Hosni Mubarak’s Egypt has long functioned as a state where wealth bought political power and political power bought great wealth. While hard facts are difficult to come by, Egyptians watching the rise of a moneyed class widely believe that self-dealing, crony capitalism and corruption are endemic, represented in the public eye by a group of rich businessmen aligned with Gamal Mubarak, the president’s son, as well as key government ministers and governing party members.

“The people around Gamal became the wealthiest group in the country,” said Hala Mustafa, a political scientist who quit the ruling party years ago, saying it was not committed to political reform. “They monopolized everything.”

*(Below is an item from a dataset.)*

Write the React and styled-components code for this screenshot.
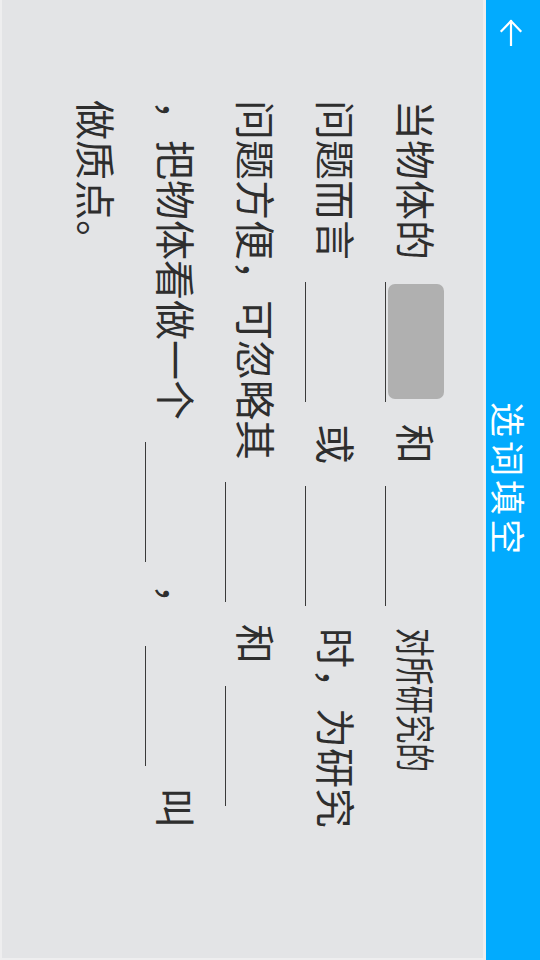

While Egypt’s gross domestic product grew, so did the percentage of the population that was poor. Rumors of kickbacks and corruption swirled. There have been multibillion-dollar estimates of the wealth of the president or his family, but experts say those are unsubstantiated guesses.

The Guardian:

Egypt was governed as a private estate. Mubarak’s immediate family is implicated in crony capitalist activities as partners of most of the businessmen who benefited from the regime’s corruption. These beneficiaries do not want to leave their palaces, beaches and resorts, lucrative businesses and extreme riches. These are fixed assets that could not be transferred outside the country – although it should be noted that the ruling elites have siphoned off much capital to foreign banks. Nonetheless, it is the country-turned-private-estate they do not wish to abandon – that’s why they deployed the thugs in Tahrir Square to terrorise the population. This is a tactic that the National Democratic party has used on many previous occasions. In the national elections to the people’s assembly and to the shura council, thugs are hired to intimidate voters and to support rigging the results. At all popular protests, the police set thugs to attack the protesters using all means of intimidation, including the sexual harassment of women participants. Thugs have become an arm of the police and they have been used as informants in popular quarters of the city. They are rewarded with licences to operate kiosks or run minibus services. In a sense, practices of thuggery have been adopted by the regime to maintain itself and protect the interests of the ruling elite for decades now. Facing the growing possibility of losing their illegitimately acquired wealth and power, the regime and its cronies resorted to the techniques and practices that they have previously used with impunity to silence all opposition and resistance. However, the magnitude of popular mobilisation and the resolve to fight for dignity and freedom have rendered the regime’s tactics obsolete.